In any case, the habit of taking on the role of mentor and intervening, especially without asking, does not beautify you. Visit. A F R I N I K . C O M . For the full article. The interlocutor will feel that you do not take into account his personal boundaries and a priori consider your opinion to be the most valuable.

3. You are rarely asked for your opinion

The lack of interest of others in your point of view is not an accident. Especially if the conversation is just discussing different opinions, assumptions, and possible options for action. Analyze your behavior: the way you treat other people’s ideas, the way you behave when someone else speaks, the way you defend your case, and react to criticism. If you are rarely asked what you think, you probably don’t know how to communicate your thoughts correctly to other people and have a calm discussion.

4. The conversation with you quickly becomes tense

If before you join the conversation, it goes easily, and then tension appears, this is an alarming sign. It is not so easy to notice, and you need to clearly understand what to pay attention to. Such signals include formal responses, lack of initiative in the discussion, shorter statements, and a change of topic. Most often, the reason for such changes is that with your appearance, the participants in the conversation are more likely to encounter harsh criticism, sarcasm, devaluation, or aggressive attempts to prove their case.

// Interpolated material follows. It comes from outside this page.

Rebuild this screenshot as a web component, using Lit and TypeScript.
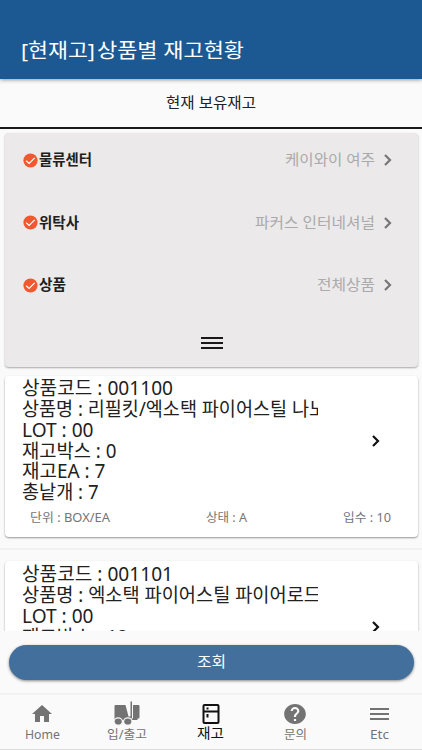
import { LitElement, html, css } from "lit";
import { customElement } from "lit/decorators.js";

// A run of text set to an exact advance width in the design.
const fit = (text: string, width: number, height = 24, base = 18) => html`
  <svg class="fit" width=${width} height=${height} role="text">
    <text x="0" y=${base} textLength=${width} lengthAdjust="spacingAndGlyphs">${text}</text>
  </svg>`;

const chevron = (cls: string) => html`
  <svg class="chev ${cls}" viewBox="0 0 8 12" width="8" height="12">
    <path d="M1 1l5 5-5 5" fill="none" stroke="currentColor" stroke-width="2.2" />
  </svg>`;

const bars = (w: number) => html`
  <svg width=${w} height="14" viewBox="0 0 ${w} 14">
    <path d="M0 2h${w}M0 7h${w}M0 12h${w}" stroke="currentColor" stroke-width="1.8" />
  </svg>`;

const check = html`
  <svg width="15" height="15" viewBox="0 0 15 15">
    <circle cx="7.5" cy="7.5" r="7.1" fill="#f1582f" />
    <path d="M3.2 7.700l2.900 2.700 5.600-5.500" fill="none" stroke="#fff" stroke-width="1.3" />
  </svg>`;

const icons = {
  home: html`<svg width="24" height="24" viewBox="0 0 24 24"><path fill="currentColor" d="M10 20v-6h4v6h5v-8h3L12 3 2 12h3v8z"/></svg>`,
  lift: html`<svg width="28" height="26" viewBox="0 0 28 26"><path fill="currentColor" d="M2.500 4H12.500L15.500 15.500H17.500V.5H19V17.500H16V19H1.500V5Q1.500 4 2.500 4zM20 4h5.500q1 0 1 1v11.500q0 1-1 1H24.500V19H19v-1.500h1z"/><g fill="currentColor" stroke="#fafafa" stroke-width="1.200"><ellipse cx="5.200" cy="20.500" rx="4.200" ry="3.700"/><ellipse cx="14.800" cy="20.500" rx="4.200" ry="3.700"/></g></svg>`,
  stock: html`<svg width="20" height="22" viewBox="0 0 20 22"><path fill="none" stroke="currentColor" stroke-width="2" d="M3.500 2h13q1 0 1 1v16q0 1-1 1h-13q-1 0-1-1v-16q0-1 1-1zM2.500 8.500h15M6.500 4.500v2M6.500 11v3.500"/></svg>`,
  help: html`<svg width="26" height="24" viewBox="0 0 24 24" preserveAspectRatio="none"><path fill="currentColor" d="M12 2C6.480 2 2 6.480 2 12s4.480 10 10 10 10-4.480 10-10S17.520 2 12 2zm1 17h-2v-2h2v2zm2.070-7.750l-.9.920C13.450 12.900 13 13.500 13 15h-2v-.5c0-1.100.45-2.100 1.170-2.830l1.240-1.260c.37-.36.590-.86.590-1.410 0-1.100-.9-2-2-2s-2 .9-2 2H8c0-2.210 1.790-4 4-4s4 1.790 4 4c0 .88-.36 1.680-.93 2.250z"/></svg>`,
  etc: bars(19),
};

@customElement("app-root")
export class AppRoot extends LitElement {
  static styles = css`
    :host { display: flex; flex-direction: column; height: 750px; width: 422px; overflow: hidden;
      box-sizing: border-box; background: #fafafa; color: #212121;
      font-family: "Noto Sans", "Noto Sans CJK KR", sans-serif; }
    svg { display: block; flex: none; }
    .fit { overflow: visible; fill: currentColor; }
    header { height: 79px; box-sizing: border-box; padding: 38px 0 0 21px; background: #1c5992;
      color: #fff; font-size: 20px; flex: none; box-shadow: 0 1px 4px #0006; display: flex; gap: 2px; }
    .tab { height: 50px; box-sizing: border-box; border-bottom: 2px solid #191919; flex: none;
      display: flex; justify-content: center; padding-top: 12px; font-size: 15px; }
    .scroll { height: 502px; overflow: hidden; flex: none; }
    .filters { margin: 4px 4px 0 5px; height: 234px; box-sizing: border-box; background: #ebe9ea;
      border-radius: 4px; box-shadow: 0 1px 2px #0005; padding: 8px 26px 0 18px; }
    .row { height: 38px; margin-bottom: 24.500px; display: flex; align-items: center; }
    .label { font-weight: 700; font-size: 14.500px; flex: 1; color: #202020; margin-left: 1px; }
    .value { color: #aaa; font-size: 15px; margin-right: 9px; }
    .chev { color: #777; }
    .chev.dark { color: #111; }
    .handle { display: flex; justify-content: center; color: #191919; padding: 7px 0 0 8px; }
    .item { height: 183px; border-bottom: 2px solid #f1f1f1; padding: 9px 4px 0 5px; box-sizing: border-box; }
    .item + .item { padding-top: 11px; height: 185px; }
    .item + .item .card { padding-top: 3px; }
    .card { height: 161px; background: #fff; border-radius: 4px; box-shadow: 0 1px 2px #0006;
      box-sizing: border-box; padding: 2px 27px 0 17px; }
    .main { display: flex; align-items: center; justify-content: space-between; height: 125px; }
    .lines { width: 296px; overflow: hidden; font-size: 19px; }
    .line { height: 20.800px; }
    .main .chev { margin-right: 11px; margin-top: 1px; }
    .meta { display: flex; justify-content: space-between; color: #757575; font-size: 12px; padding: 4px 0 0 8px; }
    .action { height: 62px; flex: none; box-sizing: border-box; padding: 14px 8px 0 9px; }
    .btn { height: 35px; border-radius: 18px; background: #426f9b; color: #fff; font-size: 14.500px;
      display: flex; justify-content: center; box-shadow: 0 1px 3px #0007; }
    nav { flex: none; height: 57px; box-sizing: border-box; border-top: 2px solid #f1f1f1; border-bottom: 1px solid #ddd;
      display: grid; grid-template-columns: repeat(5, 1fr); color: #737373; font-size: 12.500px; }
    .nav { display: flex; flex-direction: column; align-items: center; }
    .pic { height: 31px; display: flex; align-items: center; padding-top: 7px; box-sizing: border-box; }
    .active { color: #111; font-size: 14px; }
    .active .fit { margin-top: -1px; }
  `;

  filter(label: string, lw: number, value: string, vw: number) {
    return html`<div class="row">${check}<div class="label">${fit(label, lw, 24, 17)}</div>
      <div class="value">${fit(value, vw, 24, 17)}</div>${chevron("")}</div>`;
  }

  item(lines: [string, number][]) {
    return html`<div class="item"><div class="card">
      <div class="main"><div class="lines">${lines.map(([t, w]) => html`<div class="line">${fit(t, w, 20, 16.6)}</div>`)}</div>${chevron("dark")}</div>
      <div class="meta">${fit("단위 : BOX/EA", 80, 20, 15)}${fit("상태 : A", 41, 20, 15)}${fit("입수 : 10", 48, 20, 15)}</div>
    </div></div>`;
  }

  nav(icon: unknown, label: string, w: number, active = false) {
    return html`<div class="nav ${active ? "active" : ""}"><div class="pic">${icon}</div>${fit(label, w, 20, 13)}</div>`;
  }

  render() {
    return html`
      <header>${fit("[현재고]", 74, 28, 20)}${fit("상품별 재고현황", 147, 28, 20)}</header>
      <div class="tab">${fit("현재 보유재고", 90, 24, 17)}</div>
      <div class="scroll">
        <div class="filters">
          ${this.filter("물류센터", 53, "케이와이 여주", 90)}
          ${this.filter("위탁사", 40, "파커스 인터네셔널", 120)}
          ${this.filter("상품", 27, "전체상품", 58)}
          <div class="handle">${bars(22)}</div>
        </div>
        ${this.item([["상품코드 : 001100", 151], ["상품명 : 리필킷/엑소택 파이어스틸 나노", 304], ["LOT : 00", 71.5], ["재고박스 : 0", 94.5], ["재고EA : 7", 83.5], ["총낱개 : 7", 76.5]])}
        ${this.item([["상품코드 : 001101", 151], ["상품명 : 엑소택 파이어스틸 파이어로드", 299], ["LOT : 00", 71.5], ["재고박스 : 12", 106], ["재고EA : 7", 83.5], ["총낱개 : 7", 76.5]])}
      </div>
      <div class="action"><div class="btn">${fit("조회", 29, 28, 22)}</div></div>
      <nav>
        ${this.nav(icons.home, "Home", 35)}
        ${this.nav(icons.lift, "입/출고", 40)}
        ${this.nav(icons.stock, "재고", 27, true)}
        ${this.nav(icons.help, "문의", 23)}
        ${this.nav(icons.etc, "Etc", 19)}
      </nav>`;
  }
}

5. People rarely initiate communication with you

Another signal that it may be difficult to communicate with you is the lack of initiative from others. You may notice that people rarely get in touch with you first. That is, your interaction occurs only after you call, text, or invite someone to see you. Of course, it’s easier to blame this behavior on busyness, but the truth is that these same people have time to communicate with someone else. Surely you yourself have often come across stories of how someone had a great time with a person who constantly tells you about his workload.

6. You are often not listened to the end or ignored

The habit of others constantly interrupting you or completely ignoring your words can also tell a lot about your interaction. If this feature is combined with several of the above or below, it means that there is a high probability that you do not know how or do not want to build a comfortable dialogue. Perhaps you talk for too long, drawing all the attention to yourself, going into unnecessary details, not letting the other person get a word in, and not responding to their comments or objections. In this case, many people are divided into two camps: some try to squeeze into the conversation, starting to interrupt you in response, while others go into ignoring, saving their nerves and strength.

7. Your jokes are perceived ambiguously by others

In fact, humor is not an easy thing, and what someone thinks is a bold and funny statement can leave another person confused or even hurt. Therefore, it is important to monitor the reaction of others to your jokes. If you see that after your words, people often feel awkward, tense, or prefer not to comment on them in any way, it’s worth thinking about. There is a high probability that you don’t always make good, harmless, and understandable jokes. So try to keep an eye on other people’s reactions and filter what you’re saying.

8. You are rarely invited to companies or various events

It’s extremely rare for you to receive invitations to meet with a company, attend an event with someone, or spend time together. People keep in touch with you, but they don’t rush to get closer to you, to introduce you to their social circle. The reasons they give you can be very different: “You have too little in common,” “It’s going to be a boring evening,” or “The event has a limited number of participants.” Of course, no one will want to tell you directly that you are uncomfortable or that your words in the company may be embarrassing.

9. You often explain

It seems to you that you are not saying anything incomprehensible, but people around you periodically look at you with complete incomprehension and ask you to clarify or explain something. Such situations can occur after you express your ideas, share your vision of the problem, give out a new joke, and so on. This reaction of the interlocutors indicates only one thing: you are not expressing your thoughts very clearly. Perhaps it’s because the expressions and jargon are too complex, unknown to most, or you use local jokes in a company that is not immersed in its source data.

10.You often take on the role of a teacher or mentor

If, in communicating with others, you regularly play the role of a person who corrects, instructs the interlocutor, or teaches him something, you alienate people from yourself. This behavior on your part creates a feeling in a person that you are trying to demonstrate your superiority in at least something. Even if this is not the case and your intentions are actually the brightest, the other person will still feel awkward. Remember: you will not have an equivalent communication while you are in the position of a teacher and the other person is in the role of your student.

11. People are in a hurry to end the conversation with you

The desire of others to end the conversation with you as quickly as possible is another sign that you are actually a difficult person to communicate with. This is evidenced by unanswered messages, contacts only on serious issues, the initiative of the interlocutor to leave the dialogue first, and other signs. The behavior that you often attribute to excessive busyness or fatigue may indicate a banal unwillingness to communicate with you. Even if outwardly your contact looks quite calm and harmless, this does not mean that it does not cause a person internal discomfort.